- **SET TASK**: Extract every line where the string "that" appears.

- **DATA EXCERPT**:
* begin *
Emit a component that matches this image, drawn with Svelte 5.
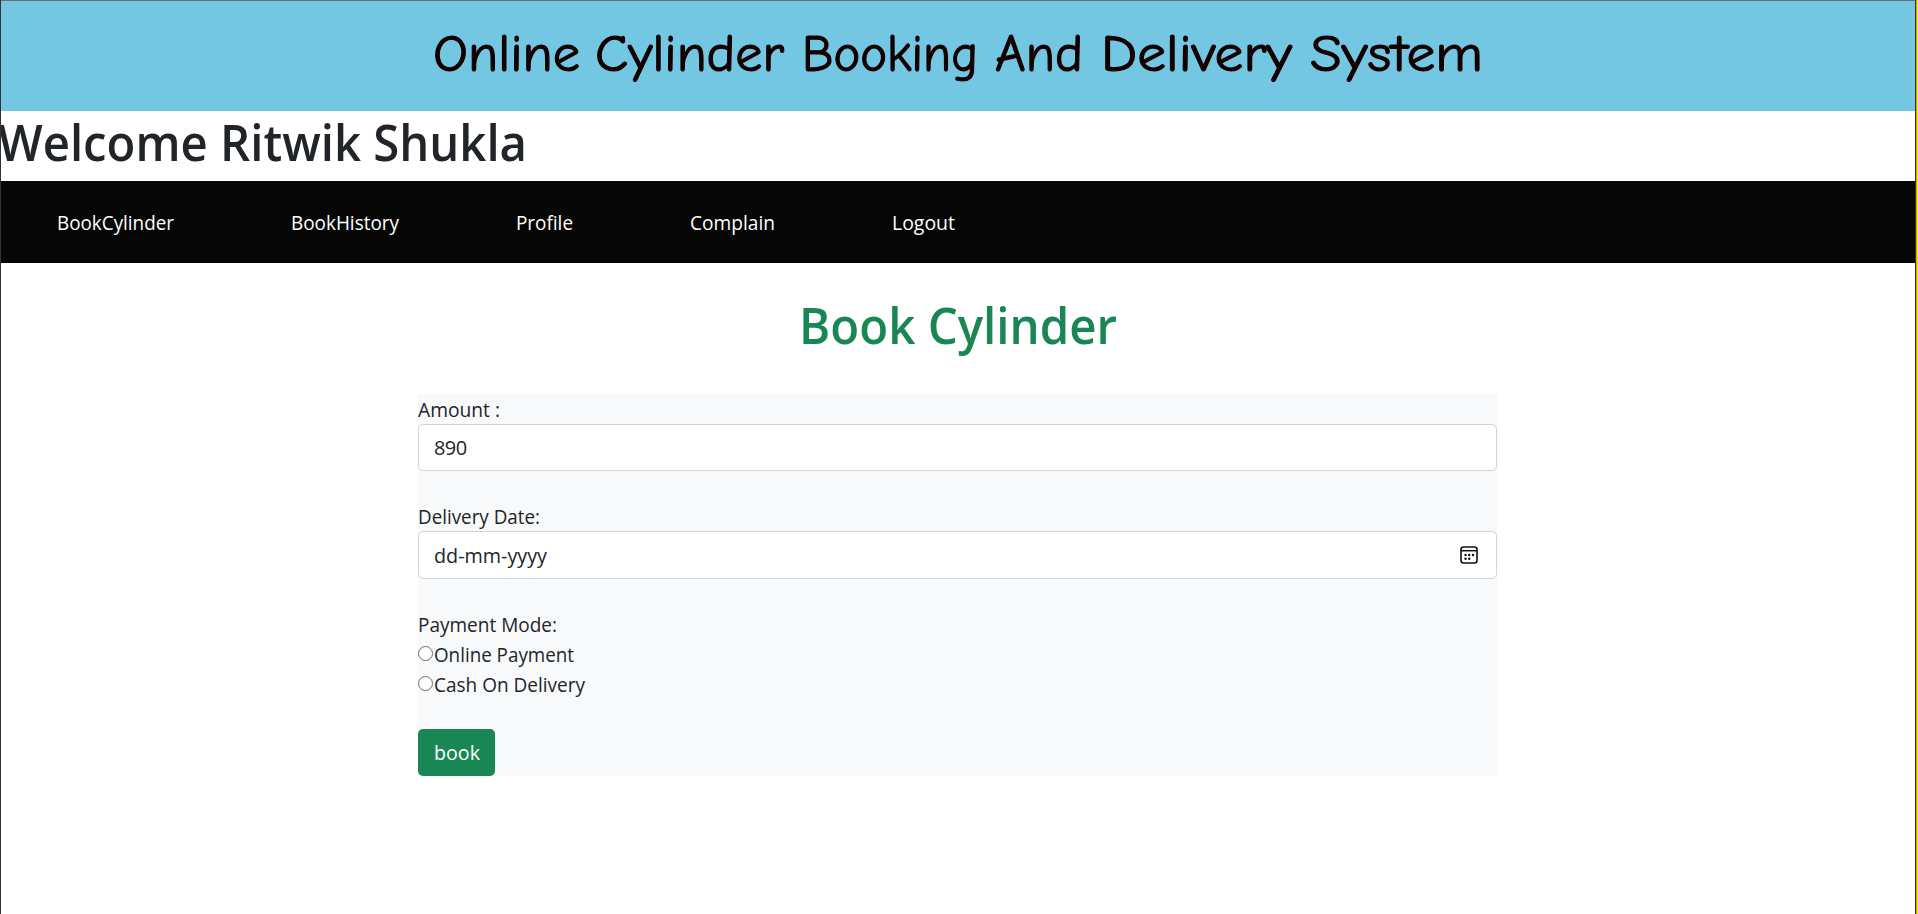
<script>
  const words = [
    { t: 'Online', x: 433, w: 147 },
    { t: 'Cylinder', x: 595, w: 189 },
    { t: 'Booking', x: 802, w: 176 },
    { t: 'And', x: 995, w: 88 },
    { t: 'Delivery', x: 1101, w: 191 },
    { t: 'System', x: 1310, w: 173 }
  ];
  const links = [
    { t: 'BookCylinder', w: 117 },
    { t: 'BookHistory', w: 108 },
    { t: 'Profile', w: 57 },
    { t: 'Complain', w: 85 },
    { t: 'Logout', w: 63 }
  ];
  const modes = [
    { t: 'Online Payment', w: 140 },
    { t: 'Cash On Delivery', w: 151 }
  ];
  // Condenses or widens a run of text so that it takes up the given width.
  function fit(node, width) {
    const natural = node.getBoundingClientRect().width;
    node.style.width = width + 'px';
    node.style.transform = `scaleX(${width / natural})`;
  }
</script>

<div class="page">
  <header>
    <svg class="title" width="1918" height="111" viewBox="0 0 1918 111">
      {#each words as word}
        <text x={word.x} y="71" textLength={word.w} lengthAdjust="spacingAndGlyphs">{word.t}</text>
      {/each}
    </svg>
  </header>
  <h1 class="welcome"><span use:fit={529}>Welcome Ritwik Shukla</span></h1>
  <nav>
    {#each links as link}
      <a href="#top"><span use:fit={link.w}>{link.t}</span></a>
    {/each}
  </nav>
  <main>
    <h1 class="heading"><span use:fit={318}>Book Cylinder</span></h1>
    <form>
      <label for="amount"><span use:fit={82}>Amount :</span></label>
      <div class="control"><input id="amount" value="890" /></div>
      <label for="date"><span use:fit={122}>Delivery Date:</span></label>
      <div class="control date">
        <span use:fit={113}>dd-mm-yyyy</span>
        <svg width="18" height="18" viewBox="0 0 18 18">
          <rect x="1" y="1" width="16" height="16" rx="2.5" fill="none" stroke="#111" stroke-width="1.6" />
          <path d="M1 4.7H17" stroke="#111" stroke-width="1.5" />
          <g fill="#111">
            <circle cx="5.5" cy="9" r="1.2" /><circle cx="9.2" cy="9" r="1.2" /><circle cx="13" cy="9" r="1.2" />
            <circle cx="5.5" cy="12.7" r="1.2" /><circle cx="9.2" cy="12.7" r="1.2" />
          </g>
        </svg>
      </div>
      <div class="line"><span use:fit={139}>Payment Mode:</span></div>
      {#each modes as mode}
        <label class="mode"><input type="radio" name="mode" /><span use:fit={mode.w}>{mode.t}</span></label>
      {/each}
      <button type="button"><span use:fit={46}>book</span></button>
    </form>
  </main>
  <div class="edge top"></div>
  <div class="edge left"></div>
  <div class="edge right"></div>
</div>

<style>
  :global(body) { overflow: hidden; background: #fff; }
  .page, .page * { box-sizing: border-box; }
  .page {
    position: relative;
    height: 914px;
    font: 400 20px/30px "Segoe UI", "Open Sans", "Noto Sans", sans-serif;
    color: #212529;
  }
  span { display: inline-block; white-space: nowrap; transform-origin: 0 50%; }
  h1 { margin: 0; font-size: 50px; line-height: 60px; font-weight: 600; }
  header { height: 111px; background: #73c7e3; }
  .title { display: block; }
  .title text {
    font: 400 52px "Comic Sans MS", "Comic Neue", Lato, sans-serif;
    fill: #140000;
    stroke: #140000;
    stroke-width: 1.1px;
    stroke-linejoin: round;
  }
  .welcome { height: 70px; padding-top: 1px; }
  .welcome span { margin-left: -2px; }
  nav {
    display: flex;
    gap: 117px;
    height: 82px;
    padding: 27px 57px 0;
    background: #060606;
    border-bottom: 2px solid #000;
  }
  a { color: #fff; text-decoration: none; }
  main { display: flex; flex-direction: column; align-items: center; padding-top: 32px; }
  .heading { height: 99px; margin-right: 2px; color: #198754; }
  form { width: 1079px; height: 382px; margin-right: 3px; background: #f8f9fa; }
  label, .line { display: block; height: 30px; }
  label span, .line span { padding-top: 1px; height: 30px; margin-left: -0.5px; }
  .control {
    display: flex;
    align-items: center;
    height: 47px;
    margin-bottom: 30px;
    padding: 0 18px 0 15px;
    background: #fff;
    border: 1px solid #ced4da;
    border-radius: 5px;
  }
  .date { height: 48px; justify-content: space-between; }
  .date span { padding-top: 1px; }
  .control input { width: 100%; padding: 0; border: 0; outline: 0; background: none; font: inherit; color: inherit; letter-spacing: -0.6px; }
  .mode { display: flex; align-items: center; }
  .mode input {
    appearance: none;
    width: 15px;
    height: 15px;
    margin: 0 1px 2px 0;
    border: 1px solid #6c6c6c;
    border-radius: 50%;
    background: #fff;
  }
  button {
    display: block;
    width: 77px;
    height: 47px;
    margin-top: 30px;
    padding: 0;
    border: 0;
    border-radius: 5px;
    background: #198754;
    color: #fff;
    font: inherit;
  }
  .edge { position: absolute; top: 0; }
  .edge.top { left: 0; right: 0; height: 1px; background: #6b6b73; }
  .edge.left { left: 0; bottom: 0; width: 1px; background: #333; }
  .edge.right { right: 0; bottom: 0; width: 3px; background: linear-gradient(90deg, #333 1px, #d0ae00 1px 2px, #ffdf20 2px); }
</style>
* end *
- **PROBLEM SOLUTION**:
Emit a component that matches this image, drawn with Svelte 5.
  // Condenses or widens a run of text so that it takes up the given width.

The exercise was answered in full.